The column 1206 stores information about programs and interfaces to
be connected when operating logs.
[0106] Marking on the logs as realized by the present invention is
enabled by using the information obtained from the column 1205 and
the column 1206.
[0107] FIG. 13 shows a virtual server management table 223. The
virtual server management table 223 is a table used to manage
information about what kind of a system configuration is defined
for the relevant virtual server, what kind of logs are stored,
where the logs are stored, and how the logs can be accessed.
[0108] A column 1301 stores a virtual server identifier; and this
identifier makes it possible to uniquely identify each virtual
server.
[0109] A column 1302 stores a UUID. The UUID is a candidate for the
virtual server identifier stored in the column 1301 and is very
effective in a wide range of server management. However, any
identifier by which the system administrator can identify the
relevant server may be used in the column 1301 and there would be
no problem unless there are any duplicate identifiers between
different servers which are the managed objects. Therefore, it is
desirable, but not indispensable, to use the UUID.
[0110] For example, a virtual MAC address or a virtual WWN (to be
stored in a column 1372) may be used as the virtual server
identifier in the column 1301. The OS 311 may sometimes adopt an
identifier to maintain uniqueness; and in this case, the ID adopted
by the OS 311 may be used as virtual server identifier in the
column 1301 or the OS 311 may retains the ID by itself in order to
secure uniqueness.
[0111] A column 1303 (from a column 1371 to a column 1373) stores
information about virtual I/O devices. The column 1371 stores the
virtual device type. It stores, for example, a virtual HBA and a
virtual NIC. The column 1372 stores a virtual WWN, which is an
identifier of the virtual HBA, and a virtual MAC address which is
an identifier of the virtual NIC. The column 1373 stores virtual
I/O device modes; and there are a shared mode and an exclusive use
mode.
[0112] A virtual device(s) can operate in two modes: a mode in
which a physical device is shared by a plurality of virtual
devices; and a mode in which a physical device is used exclusively
by a single virtual device. In the shared mode, other virtual
devices also use the relevant physical device at the same time. In
the exclusive use mode, the relevant physical device is used
exclusively by the relevant virtual device.
[0113] A column 1304 stores the virtualization type of the relevant
virtual server. The virtualization type indicates a virtualization
product or a virtualization technique and can clearly distinguish
control interfaces or functional differences.
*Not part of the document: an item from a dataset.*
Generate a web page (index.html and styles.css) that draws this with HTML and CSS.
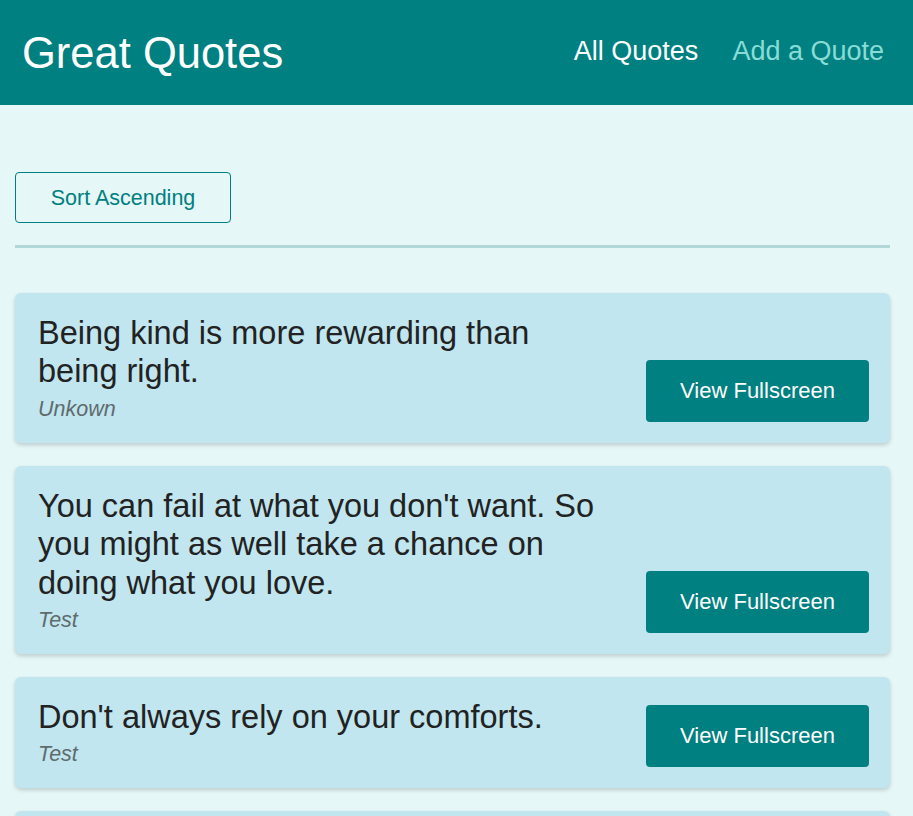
FILE: index.html
```html
<!DOCTYPE html>
<html lang="en">
<head>
<meta charset="utf-8">
<title>Great Quotes</title>
<link rel="stylesheet" href="styles.css">
</head>
<body>
<header class="header">
  <div class="logo">Great Quotes</div>
  <nav class="nav">
    <a class="nav-link active" href="#">All Quotes</a>
    <a class="nav-link" href="#">Add a Quote</a>
  </nav>
</header>
<main class="main">
  <div class="sorting">
    <button class="sort-btn">Sort Ascending</button>
  </div>
  <ul class="list">
    <li class="item">
      <figure class="quote">
        <blockquote class="text">Being kind is more rewarding than being right.</blockquote>
        <figcaption class="author">Unkown</figcaption>
      </figure>
      <a class="btn" href="#">View Fullscreen</a>
    </li>
    <li class="item">
      <figure class="quote">
        <blockquote class="text">You can fail at what you don't want. So you might as well take a chance on doing what you love.</blockquote>
        <figcaption class="author">Test</figcaption>
      </figure>
      <a class="btn" href="#">View Fullscreen</a>
    </li>
    <li class="item">
      <figure class="quote">
        <blockquote class="text">Don't always rely on your comforts.</blockquote>
        <figcaption class="author">Test</figcaption>
      </figure>
      <a class="btn" href="#">View Fullscreen</a>
    </li>
    <li class="item">
      <figure class="quote">
        <blockquote class="text">Stay hungry, stay foolish.</blockquote>
        <figcaption class="author">Test</figcaption>
      </figure>
      <a class="btn" href="#">View Fullscreen</a>
    </li>
  </ul>
</main>
</body>
</html>
```

FILE: styles.css
```css
* { box-sizing: border-box; }

html, body {
  margin: 0;
  padding: 0;
}

body {
  font-family: "Liberation Sans", Arial, sans-serif;
  background: #e6f7f7;
  color: #222;
}

.header {
  height: 105px;
  background: #008080;
  display: flex;
  align-items: center;
  justify-content: space-between;
  padding: 0 29px 0 22px;
}

.logo {
  color: #fff;
  font-size: 43.5px;
  line-height: 48px;
}

.nav {
  display: flex;
  gap: 34px;
  padding-bottom: 3px;
}

.nav-link {
  font-size: 27px;
  line-height: 30px;
  color: #88dcd6;
  text-decoration: none;
}

.nav-link.active {
  color: #ffffff;
}

.main {
  width: 875px;
  margin: 0 0 0 15px;
  padding-top: 67px;
}

.sorting {
  display: flex;
  padding-bottom: 22px;
  border-bottom: 3px solid #b1d7d8;
}

.sort-btn {
  font-family: "Liberation Sans", Arial, sans-serif;
  font-size: 21.5px;
  line-height: 24px;
  color: #008080;
  background: transparent;
  border: 1px solid #008080;
  border-radius: 4px;
  padding: 0;
  width: 216px;
  height: 51px;
  white-space: nowrap;
  cursor: pointer;
}

.list {
  list-style: none;
  margin: 45px 0 0;
  padding: 0;
  display: flex;
  flex-direction: column;
  gap: 23px;
}

.item {
  background: #c1e6ef;
  border-radius: 6px;
  box-shadow: 0 2px 4px rgba(0, 0, 0, 0.18);
  padding: 21px 21px 22px 23px;
  display: flex;
  justify-content: space-between;
  align-items: flex-end;
}

.quote {
  margin: 0;
  width: 566px;
}

.text {
  margin: 0;
  font-size: 32.5px;
  line-height: 38.4px;
  color: #222;
}

.author {
  margin-top: 6px;
  font-size: 21.5px;
  line-height: 24px;
  font-style: italic;
  color: #5f6b6d;
}

.btn {
  display: flex;
  align-items: center;
  justify-content: center;
  width: 223px;
  height: 62px;
  margin-bottom: -1px;
  background: #008080;
  color: #fff;
  border-radius: 4px;
  font-size: 22px;
  text-decoration: none;
}
```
Version information
may be included. If the relevant virtual server has its own
management function, the name of that management function and a
management interface may be included. The virtualization type is
information about infrastructure and information such as
performance and configurable system limits relating to accounting
and whether or not it is possible to migrate servers.
[0114] A column 1305 stores performance information about the
relevant virtual server. The column 1305 is also information about
infrastructure.
[0115] A column 1306 stores log information. This column 1306
stores information about logs, that is, what kind of information is
stored in the logs and where the logs are stored.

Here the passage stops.